Solo un cenno riguardo gli esecutori: abbastanza scontato il discorso Butterfly che vanta due interpreti di peso assoluto in Maria Callas e in Mirella Freni (quest'ultima vanta più incisioni con direttori diversi).
Riguardo Suzuki, che non ricopre assolutamente un ruolo di poco conto, molto bella e partecipata l'esecuzione di Lucia Danieli insieme alla già citata Callas, o quella di Teresa Berganza come partner per la Freni, che preferisco decisamente alla pur precisa Ludwig, nonostante una voce un po' troppo stentorea per la parte di una serva giapponese... Discorso a parte per il direttore.

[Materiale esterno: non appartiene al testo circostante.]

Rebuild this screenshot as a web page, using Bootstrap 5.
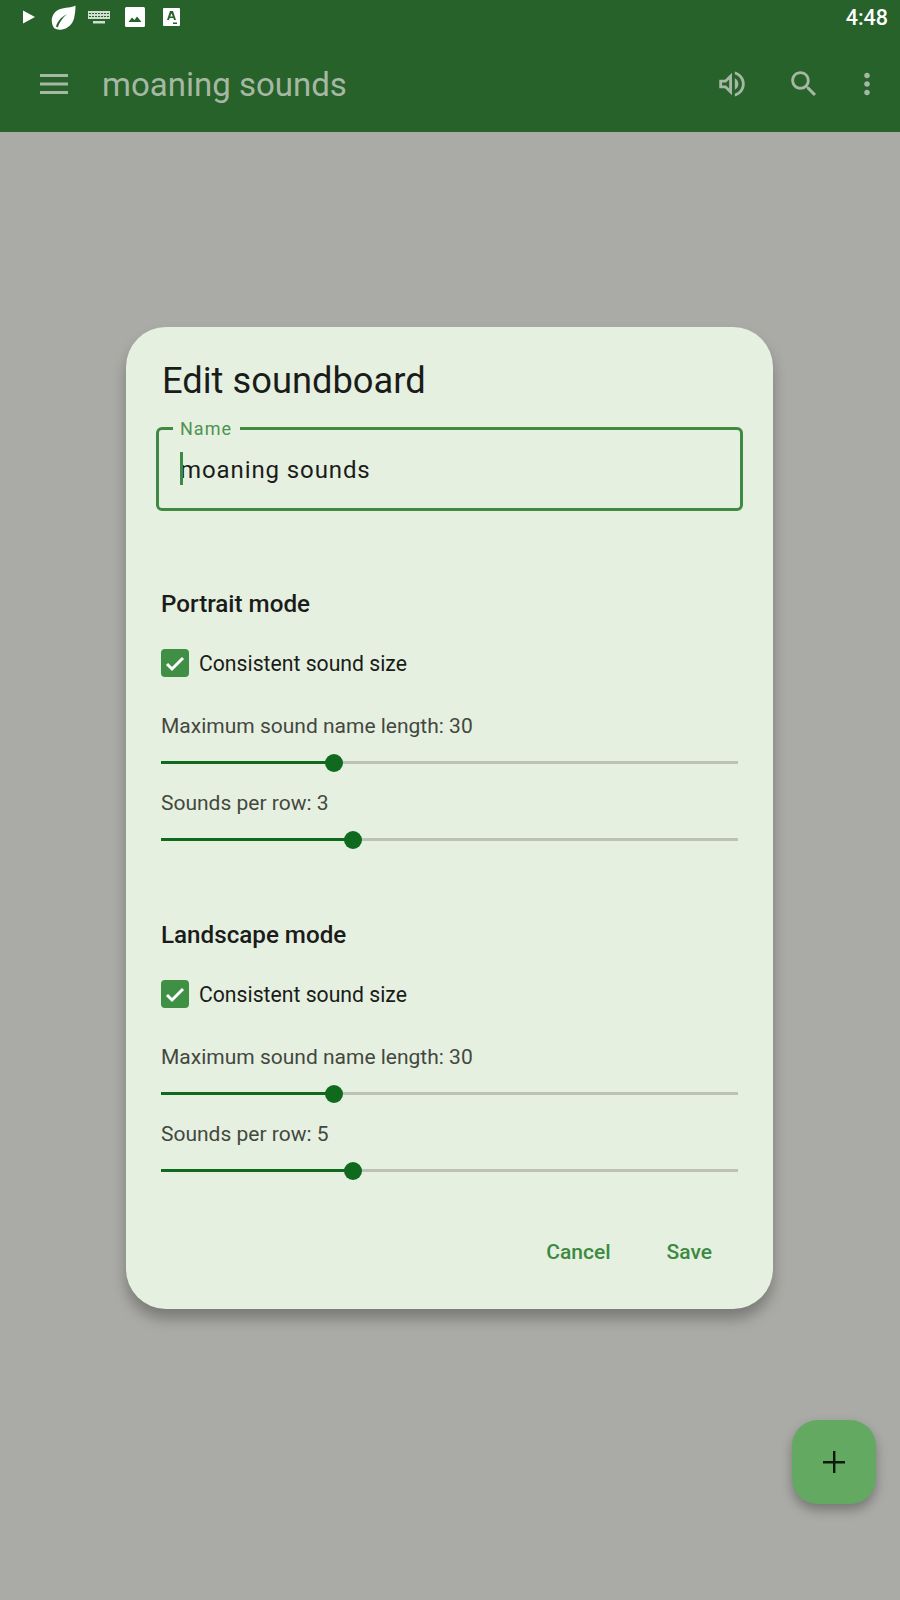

La mia preferenza va senza dubbio a Giuseppe Sinopoli (con la Philharmonia Orchestra, nel 1987), che stacca il tempo ideale per l'inizio, peccato che non si possa dire altrettanto dell'Un Poco Meno e Sostenendo, troppo sostenuto - anche se si fa perdonare per il controllo assoluto che ha sull'orchestra (pizzicati e arpeggi dell'arpa): il rischio di un risultato disunito a un tempo così lento è grande, ma qui il sincronismo è perfetto.
Un niente più lento Karajan (Teatro alla Scala di Milano, la versione con la Callas), che è un po' più scorrevole alla fine, ma quando ascoltiamo l'edizione che ha inciso nel 74 con i Wiener e la Freni è cambiato tutto: non sembra neanche lo stesso direttore! Il tempo dell'inizio è un qualcosa intorno a settantacinque al quarto (!), molto più lenta anche la fine, paragonabile allo stacco di Sinopoli (che l'abbia richiesta la Freni la fine così?).

Finisco con un ipotetico premio al miglior si bemolle alla fine: da brivido (al solito) quello della Callas, che rivaleggia con quello, molto più contenuto come dinamica (delizioso), della Freni edizione Karajan, menzione particolare per la Scotto (1967, con Arturo Basile che dirige la RAI di Torino, Franca Mattiucci come Suzuki), che lo raggiunge con un po' di lavorìo, ma che lo tiene a lungo e con una copertura eccezionale.